Haiti’s Vodou gained official recognition as a religion in 2003. The Haitian diaspora has spread the practice to New York, Miami, Montreal, and other cities. In New Orleans, Louisiana Voodoo (a distinct but related tradition) is both a living spiritual practice and, unfortunately, a tourist commodity — the French Quarter is full of “voodoo shops” selling trinkets that have little to do with actual practice.

In West Africa, Vodun continues as a living tradition. Benin’s annual Vodun Day (January 10) is a national holiday celebrating the religion’s cultural importance. The Vodun temple complexes of Ouidah, Benin, are significant cultural heritage sites.

For practitioners, Vodou isn’t exotic or frightening. It’s church. It’s community. It’s the framework through which they understand their relationship to the spiritual world, their ancestors, and each other. The gap between that reality and its Hollywood caricature remains one of the most persistent misrepresentations of any world religion.

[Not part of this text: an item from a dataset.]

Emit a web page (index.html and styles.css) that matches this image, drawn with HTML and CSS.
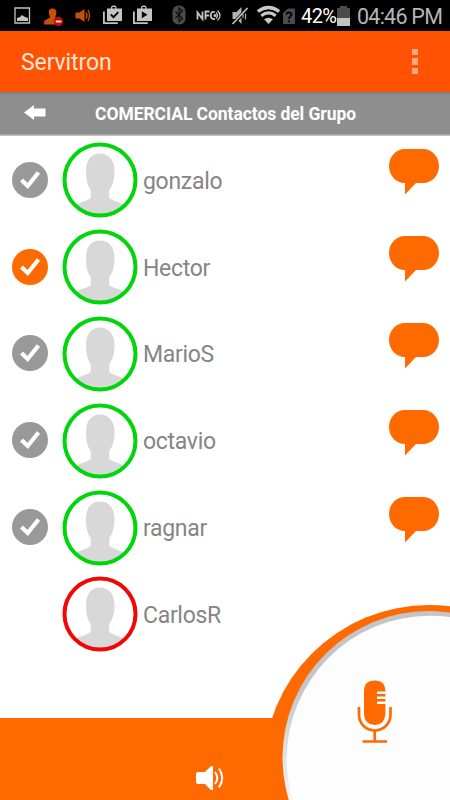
FILE: index.html
```html
<!DOCTYPE html>
<html lang="es">
<head>
<meta charset="utf-8">
<title>Servitron</title>
<link rel="stylesheet" href="styles.css">
</head>
<body>
<svg class="symbols" width="0" height="0" aria-hidden="true">
  <symbol id="check" viewBox="0 0 36 36"><circle cx="18" cy="18" r="18" fill="currentColor"/><path d="M9.500 18l6.200 6L26.500 10.500" fill="none" stroke="#fff" stroke-width="4.200"/></symbol>
  <symbol id="person" viewBox="0 0 76 76">
    <clipPath id="face"><circle cx="38" cy="38" r="35"/></clipPath>
    <circle cx="38" cy="38" r="35.700" fill="#fff"/>
    <path clip-path="url(#face)" fill="#d8d8d8" d="M38 11.500C29 11.500 24 18 24 29c0 10 2 15.500 4.700 19v8C27 58 18 60 10 65v11h56V65c-8-5-17-7-18.700-9v-8C50 44.500 52.500 39 52.500 29c0-11-5.500-17.500-14.500-17.500z"/>
    <circle cx="38" cy="38" r="35.500" fill="none" stroke="currentColor" stroke-width="4"/>
  </symbol>
  <symbol id="bubble" viewBox="0 0 50 46"><path fill="#ff6a00" d="M16 0H34C43.500 0 50 8 50 17S43.500 34 34 34H27L16 45.500V34C6.500 34 0 26 0 17S6.500 0 16 0z"/></symbol>
</svg>
<div class="phone">
  <header class="status">
    <svg width="300" height="31" viewBox="0 0 300 31" aria-hidden="true">
      <path fill="none" stroke="#c4c4c4" stroke-width="1.300" d="M15 8h14.500v15H15z"/><path fill="#c4c4c4" d="M17 21v-3l3-1 2-2 3 2 3 1v3z"/>
      <path fill="#c65005" d="M52.500 8.500c-3 0-4 2-3.600 5l1.200 4-5.600 3-.7 4h17v-5l-5.600-2 1.200-4c.4-3-.9-5-3.900-5z"/><circle cx="58.500" cy="21.500" r="4.700" fill="#b80d0d"/><path fill="#ddd" d="M55.700 20.500h5.600v2h-5.600z"/>
      <path fill="#c65005" d="M75.500 12.500h4l5-3.500v13l-5-3.500h-4z"/><path fill="none" stroke="#c65005" stroke-width="1.300" d="M86 12.500q2 3 0 6M88 10q3 5.500 0 11"/>
      <g fill="#c4c4c4"><path fill-rule="evenodd" d="M107 8.500h4V7q.5-1.500 2-1.500h1.500q1.500 0 2 1.500v1.500h5.500v12.500h-15zM112.300 8.500h2.900V7h-2.900z"/><path d="M103 11.500h1.800v10.700h13V24H103z"/></g><path fill="none" stroke="#000" stroke-width="1.800" d="M110.800 14.500l2.700 2.700 4.800-5"/>
      <g fill="#c4c4c4"><path fill-rule="evenodd" d="M137 8.500h4V7q.5-1.500 2-1.500h1.500q1.500 0 2 1.500v1.500h5.500v12.500h-15zM142.300 8.500h2.900V7h-2.900z"/><path d="M133 11.500h1.800v10.700h13V24H133z"/></g><path fill="#000" d="M141.800 11.200v7l5.700-3.500z"/>
      <rect x="172.500" y="5.500" width="13" height="19" rx="6" fill="#4b4b4b"/><path fill="none" stroke="#111" stroke-width="1.300" d="M175.500 11.500l7 7-3.500 3V8l3.500 3-7 7"/>
      <path fill="none" stroke="#c4c4c4" stroke-width="1.800" d="M197.500 19.500v-7l5 6.500v-7.500M205.500 19.500v-8h4M205.500 15.500h3.700M215 12q-4-1-4.200 3.200 0 4.500 4.200 3.800"/><circle cx="215" cy="15.500" r="1.500" fill="#c4c4c4"/><path fill="none" stroke="#c4c4c4" stroke-width="1.300" d="M216 12.500q3 3 0 6M217.500 10.500q5 5 0 10"/>
      <path fill="#b0b0b0" d="M232.500 12h4l5-5v17l-5-5h-4z"/><path stroke="#000" stroke-width="3.500" d="M232.500 24.500L247.500 8.500"/><path stroke="#c4c4c4" stroke-width="1.700" d="M232.500 24L247.500 8"/><path fill="none" stroke="#aaa" stroke-width="1.200" d="M243 14v4M245.500 13.500v6"/>
      <g fill="none" stroke="#cacaca" stroke-width="3.200"><path d="M257.800 11.500q10.700-8 21.400 0M261.300 15.700q7.200-5.500 14.400 0"/></g><path fill="#cacaca" d="M264 19.300q4.500-3.300 9 0L268.500 24z"/>
      <path fill="#4b4b4b" d="M283 13l5-4.500h7V24h-12z"/><path fill="none" stroke="#000" stroke-width="1.800" d="M286.500 14.500q.2-2 2.500-2t2.500 2q0 1.200-1.400 2.200-1.100.800-1.100 2.300M289 20.500v1.800"/>
    </svg>
    <span class="battery-text">42%</span>
    <svg class="battery" width="13" height="20" viewBox="0 0 13 20" aria-hidden="true"><path fill="#4b4b4b" d="M0 2h3V0h7v2h3v10H0z"/><path fill="#c2c2c2" d="M0 12h13v8H0z"/></svg>
    <time class="clock">04:46 PM</time>
  </header>
  <div class="appbar"><h1>Servitron</h1><div class="more"><i></i><i></i><i></i></div></div>
  <div class="group">
    <svg width="22" height="15" viewBox="0 0 22 15" aria-hidden="true"><path fill="#fff" d="M0 7.500L10 0v3.500h11.500v8H10V15z"/></svg>
    <h2>COMERCIAL Contactos del Grupo</h2>
  </div>
  <ul class="contacts">
    <li><svg class="check"><use href="#check"/></svg><svg class="avatar"><use href="#person"/></svg><span>gonzalo</span><svg class="bubble"><use href="#bubble"/></svg></li>
    <li><svg class="check selected"><use href="#check"/></svg><svg class="avatar"><use href="#person"/></svg><span>Hector</span><svg class="bubble"><use href="#bubble"/></svg></li>
    <li><svg class="check"><use href="#check"/></svg><svg class="avatar"><use href="#person"/></svg><span>MarioS</span><svg class="bubble"><use href="#bubble"/></svg></li>
    <li><svg class="check"><use href="#check"/></svg><svg class="avatar"><use href="#person"/></svg><span>octavio</span><svg class="bubble"><use href="#bubble"/></svg></li>
    <li><svg class="check"><use href="#check"/></svg><svg class="avatar"><use href="#person"/></svg><span>ragnar</span><svg class="bubble"><use href="#bubble"/></svg></li>
    <li><div class="check"></div><svg class="avatar offline"><use href="#person"/></svg><span>CarlosR</span></li>
  </ul>
  <footer class="bar">
    <svg class="speaker" width="29" height="26" viewBox="0 0 29 26" aria-hidden="true"><path fill="#fff" d="M2 7h7l6-6h2v24h-2l-6-6H2Q0 19 0 17V9Q0 7 2 7z"/><path fill="none" stroke="#fff" stroke-width="2" d="M19 7q4.500 6 0 12M23 3.500q6.500 9.500 0 19"/></svg>
  </footer>
  <svg class="talk" width="190" height="205" viewBox="260 595 190 205" aria-hidden="true">
    <defs><linearGradient id="rim" gradientUnits="userSpaceOnUse" x1="0" y1="690" x2="0" y2="800"><stop stop-color="#c3c5c9"/><stop offset="1" stop-color="#f5f5f5"/></linearGradient></defs>
    <circle cx="429" cy="770.600" r="165.600" fill="#ff6a00"/>
    <circle cx="429" cy="757.500" r="146.500" fill="url(#rim)"/>
    <circle cx="430" cy="759" r="143.300" fill="#fdfdfd"/>
    <path fill="#ff6a00" d="M364 691.500q0-11 10.700-11t10.700 11h-8.400v2.500h8.400v2.500h-8.400v2.500h8.400v2.500h-8.400v2.500h8.400V714q-.7 11-10.700 11T364 714z"/>
    <path fill="none" stroke="#ff6a00" stroke-width="2.700" d="M359 707v7.500C359 724 366 730.500 374.700 730.500S390.500 724 390.500 714.500V707M374.700 730v11M362.500 741.500H387"/>
  </svg>
</div>
</body>
</html>
```

FILE: styles.css
```css
* { box-sizing: border-box; }
body { margin: 0; font-family: Roboto, sans-serif; }
.symbols { position: absolute; }
.phone { position: relative; width: 450px; height: 800px; overflow: hidden; background: #fff; display: flex; flex-direction: column; }
.status { height: 31px; flex: none; display: flex; align-items: center; background: #000; white-space: nowrap; }
.status > svg { flex: none; }
.battery-text { width: 36px; padding-left: 1px; margin-top: 1px; color: #fff; font-size: 20px; letter-spacing: -.6px; }
.battery { margin-left: 1px; }
.clock { margin: 1px 0 0 7px; color: #b5b5b5; font-size: 21.500px; letter-spacing: -.75px; }
.appbar { height: 61px; flex: none; display: flex; align-items: center; justify-content: space-between; padding: 2px 32px 0 21px; background: #ff5202; }
h1 { margin: 0; color: #ffe5da; font-size: 23px; font-weight: 400; letter-spacing: -.1px; }
.more { display: grid; gap: 3px; margin-top: -2px; }
.more i { width: 6px; height: 6.300px; background: #ffa781; }
.group { height: 44px; flex: none; display: flex; align-items: center; padding-left: 24px; background: linear-gradient(#7c7c7c, #8e8e8e 4px, #8e8e8e 42px, #c0c0c0 43px); }
.group svg { margin-top: -3px; }
h2 { margin: 0 0 0 49px; color: #fff; font-size: 17.500px; font-weight: 700; letter-spacing: -.06px; white-space: nowrap; }
.contacts { list-style: none; margin: 0; padding: 1px 0 0; height: 582px; flex: none; }
.contacts li { height: 86.800px; display: flex; align-items: center; padding: 0 11px 0 12px; }
.check { width: 36px; height: 36px; margin-top: -1.500px; color: #999; }
.selected { margin-top: 0; color: #ff6a00; }
.avatar { width: 76px; height: 76px; margin-left: 14px; color: #00d60a; }
.offline { color: #f20606; }
.contacts span { flex: 1; margin: 2px 0 0 5px; color: #858585; font-size: 23px; letter-spacing: -.3px; }
.bubble { width: 50px; height: 46px; margin-top: -16px; }
.bar { flex: 1; display: flex; align-items: flex-end; padding: 0 0 9px 196px; background: #ff6a00; }
.talk { position: absolute; right: 0; bottom: 0; }
```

Frequently Asked Questions

Do voodoo dolls actually exist?

Not in the way Hollywood portrays them. Sticking pins into a doll to harm someone at a distance is not a practice in Haitian Vodou or Louisiana Voodoo. Some practitioners do use small figures or poppets in rituals, but these are typically used for healing, protection, or communication with spirits — not for inflicting pain. The 'voodoo doll' as a weapon is largely a Hollywood and tourist-shop invention.

Is voodoo evil?

No. Vodou is a legitimate religion with ethical principles, community structure, and spiritual practices. The association with evil comes from centuries of racist stereotyping, colonial suppression of African religions, and sensationalized media portrayals. Like most religions, Vodou includes moral guidelines about treating others well. Some practitioners do engage in sorcery (which the religion itself distinguishes from proper spiritual practice), but this is not representative of the faith.

How many people practice voodoo?

An estimated 60 million people practice some form of Vodou or related Afro-diasporic religions worldwide. Haiti has the largest concentration — Vodou is practiced alongside Catholicism by the majority of the population. Louisiana Voodoo, Brazilian Candomble, and Cuban Santeria are related traditions with distinct characteristics. West African Vodun, the ancestral tradition, is practiced by several million people in Benin, Togo, and Ghana.